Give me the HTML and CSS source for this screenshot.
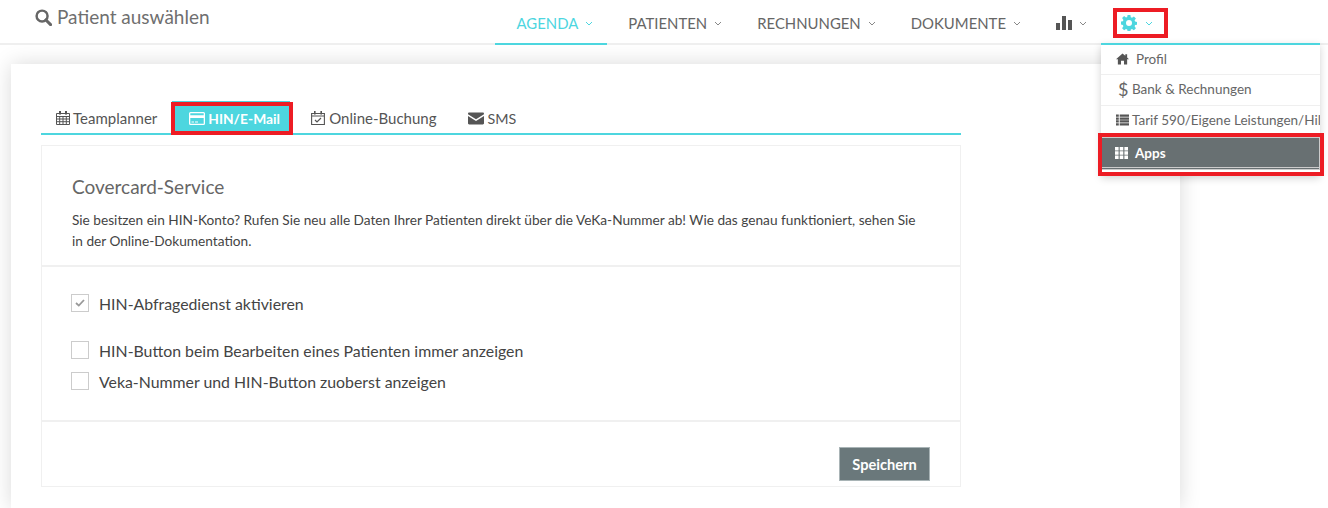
* * *
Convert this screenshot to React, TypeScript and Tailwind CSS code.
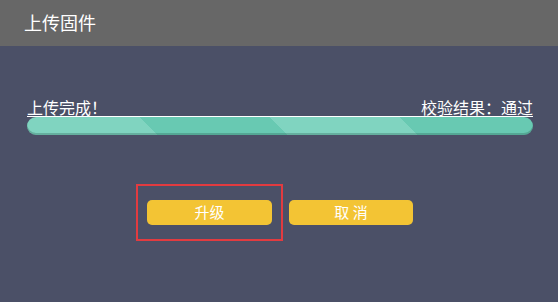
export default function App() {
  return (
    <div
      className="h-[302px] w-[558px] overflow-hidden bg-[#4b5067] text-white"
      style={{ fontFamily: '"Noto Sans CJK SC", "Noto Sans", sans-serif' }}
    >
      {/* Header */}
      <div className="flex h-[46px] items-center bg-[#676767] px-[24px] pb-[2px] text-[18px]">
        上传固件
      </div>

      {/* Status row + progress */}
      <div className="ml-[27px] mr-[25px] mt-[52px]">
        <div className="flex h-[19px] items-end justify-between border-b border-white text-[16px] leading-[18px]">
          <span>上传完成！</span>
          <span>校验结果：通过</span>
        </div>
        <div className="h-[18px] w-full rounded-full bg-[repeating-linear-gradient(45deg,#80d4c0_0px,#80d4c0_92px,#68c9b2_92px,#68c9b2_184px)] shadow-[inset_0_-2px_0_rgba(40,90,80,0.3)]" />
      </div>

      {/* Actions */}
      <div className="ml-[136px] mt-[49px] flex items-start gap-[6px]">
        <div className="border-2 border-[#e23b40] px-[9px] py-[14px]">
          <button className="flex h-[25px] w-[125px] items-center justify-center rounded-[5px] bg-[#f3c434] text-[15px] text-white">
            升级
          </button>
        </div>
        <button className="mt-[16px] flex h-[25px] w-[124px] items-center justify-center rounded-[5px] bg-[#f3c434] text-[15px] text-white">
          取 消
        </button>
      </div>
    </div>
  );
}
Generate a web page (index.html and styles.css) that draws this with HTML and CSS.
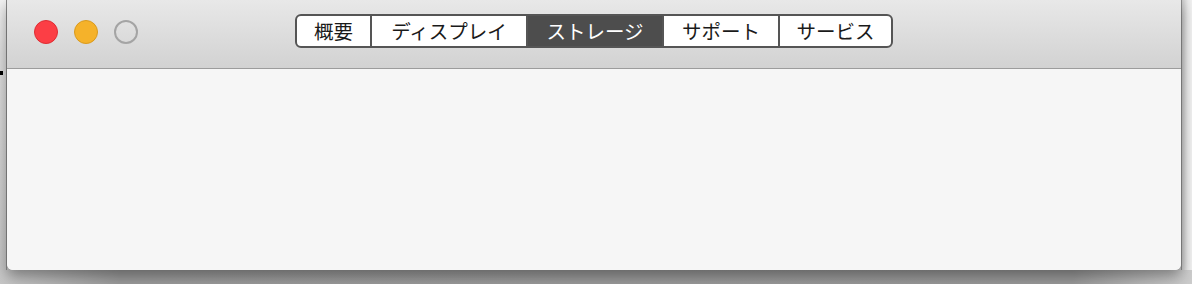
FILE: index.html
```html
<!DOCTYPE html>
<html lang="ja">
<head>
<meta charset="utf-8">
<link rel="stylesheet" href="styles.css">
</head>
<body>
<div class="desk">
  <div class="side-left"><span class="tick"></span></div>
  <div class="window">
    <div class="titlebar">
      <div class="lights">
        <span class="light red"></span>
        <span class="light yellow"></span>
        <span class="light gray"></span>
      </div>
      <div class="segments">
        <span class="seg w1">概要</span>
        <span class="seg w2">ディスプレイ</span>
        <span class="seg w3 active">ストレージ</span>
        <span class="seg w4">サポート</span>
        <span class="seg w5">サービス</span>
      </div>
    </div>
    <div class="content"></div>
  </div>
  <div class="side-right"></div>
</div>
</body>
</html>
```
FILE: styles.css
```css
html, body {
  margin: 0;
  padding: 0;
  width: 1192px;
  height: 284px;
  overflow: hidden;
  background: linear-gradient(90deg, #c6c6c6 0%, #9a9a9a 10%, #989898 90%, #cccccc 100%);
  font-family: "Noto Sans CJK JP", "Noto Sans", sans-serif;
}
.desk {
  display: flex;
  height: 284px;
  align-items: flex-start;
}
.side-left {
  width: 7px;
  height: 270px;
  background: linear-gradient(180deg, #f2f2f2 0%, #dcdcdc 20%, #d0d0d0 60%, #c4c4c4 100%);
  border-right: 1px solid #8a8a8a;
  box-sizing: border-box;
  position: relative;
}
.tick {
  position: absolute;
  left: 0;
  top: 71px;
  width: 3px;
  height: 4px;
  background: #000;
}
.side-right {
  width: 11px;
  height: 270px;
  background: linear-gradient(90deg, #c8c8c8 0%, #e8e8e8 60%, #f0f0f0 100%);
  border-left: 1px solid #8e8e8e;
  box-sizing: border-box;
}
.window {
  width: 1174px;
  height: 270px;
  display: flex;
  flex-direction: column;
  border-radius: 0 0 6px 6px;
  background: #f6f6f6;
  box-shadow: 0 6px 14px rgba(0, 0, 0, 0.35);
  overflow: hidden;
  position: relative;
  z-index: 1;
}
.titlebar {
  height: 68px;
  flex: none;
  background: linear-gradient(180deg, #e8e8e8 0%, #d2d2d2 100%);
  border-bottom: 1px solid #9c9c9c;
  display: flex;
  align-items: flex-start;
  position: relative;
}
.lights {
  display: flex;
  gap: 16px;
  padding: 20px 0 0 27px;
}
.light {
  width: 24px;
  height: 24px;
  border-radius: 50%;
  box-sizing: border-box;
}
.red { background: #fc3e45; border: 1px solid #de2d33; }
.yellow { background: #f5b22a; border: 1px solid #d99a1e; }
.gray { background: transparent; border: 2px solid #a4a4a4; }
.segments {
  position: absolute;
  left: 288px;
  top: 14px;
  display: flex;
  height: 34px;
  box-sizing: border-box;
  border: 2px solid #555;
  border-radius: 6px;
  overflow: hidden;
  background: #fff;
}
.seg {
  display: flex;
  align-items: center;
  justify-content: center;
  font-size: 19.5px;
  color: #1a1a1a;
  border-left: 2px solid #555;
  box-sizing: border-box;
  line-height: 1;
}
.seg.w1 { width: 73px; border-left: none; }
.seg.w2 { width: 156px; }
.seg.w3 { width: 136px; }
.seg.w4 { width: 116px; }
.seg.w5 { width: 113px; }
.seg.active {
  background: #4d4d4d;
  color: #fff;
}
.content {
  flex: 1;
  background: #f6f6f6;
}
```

Directions: Scan the entries above. Copy each line that has the string "styles".

Solution to this problem:
Generate a web page (index.html and styles.css) that draws this with HTML and CSS.
<link rel="stylesheet" href="styles.css">
FILE: styles.css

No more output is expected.